Finding Your Soul Through Your Hands and More Fall Fiber Exhibitions


This past week I heard a great interview on PBS by Jeffrey Brown of author Matthew Crawford. Crawford's new book, Shop Class as Soulcraft: An Inquiry Into the Value of Work sounds like a great read. It is about the value of making things and doing things with our hands. I can't wait to read it. I also can't help but think it represents the current societal trend, as happened in the 1950s, 60s and 70s, of re-learning how to be a maker. Once again, people across the world are turning to making; this is evident in the popularity of knitting, quilting, scrapbooking, and in online places like etsy.

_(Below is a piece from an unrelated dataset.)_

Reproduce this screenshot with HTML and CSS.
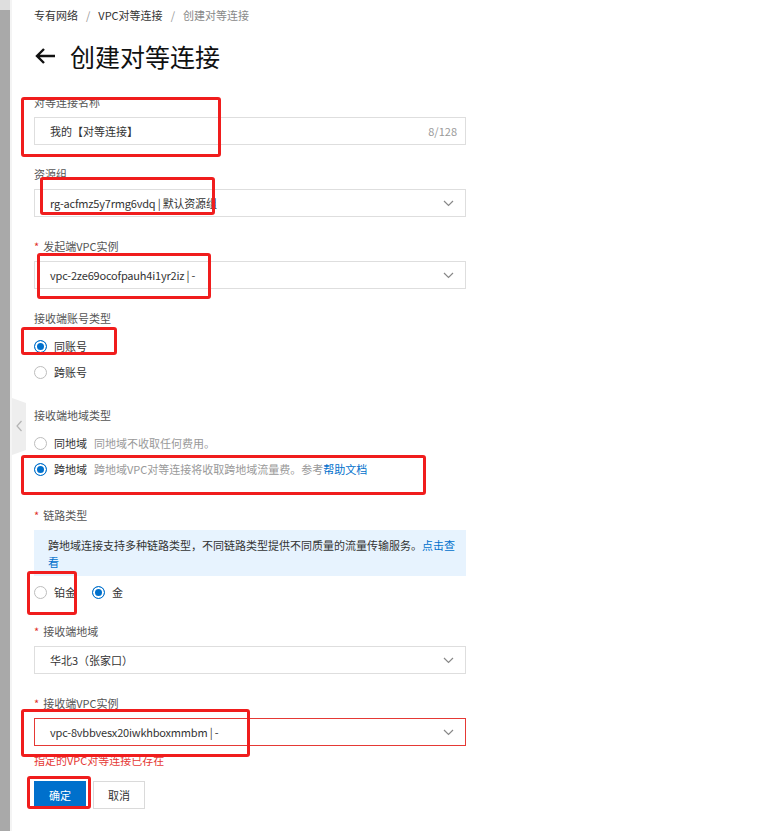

I have been teaching workshops, ostensibly on making, for decades now. What my workshops are really about, though, is reconnecting. If my workshops are successful, the participants come away understanding how to find and listen to their inner voices once again. Listening to that inner voice is crucial for artists, but is also a honed skill that anyone can benefit from. Why do you think gardening is so popular? When my website update is complete, I will be posting some tutorials from my workshops, some exercises you can try at home. You can then test this out for yourself. If you are feeling lost or disconnected, you can find your way home.

Speaking of workshops, years ago two sisters signed up for my class, Spirit Boxes, Sacred Vessels and Shrines. One of them, Gail Crum , really found her voice, and has been creating fabulous assemblages ever since, several of which I have in my own art collection. She, her artist husband Sean Crum and painter Richard Skerl will be exhibiting at the Pentagon Gallery in Cleveland Heights, Ohio beginning today. The show will be up through October 24th.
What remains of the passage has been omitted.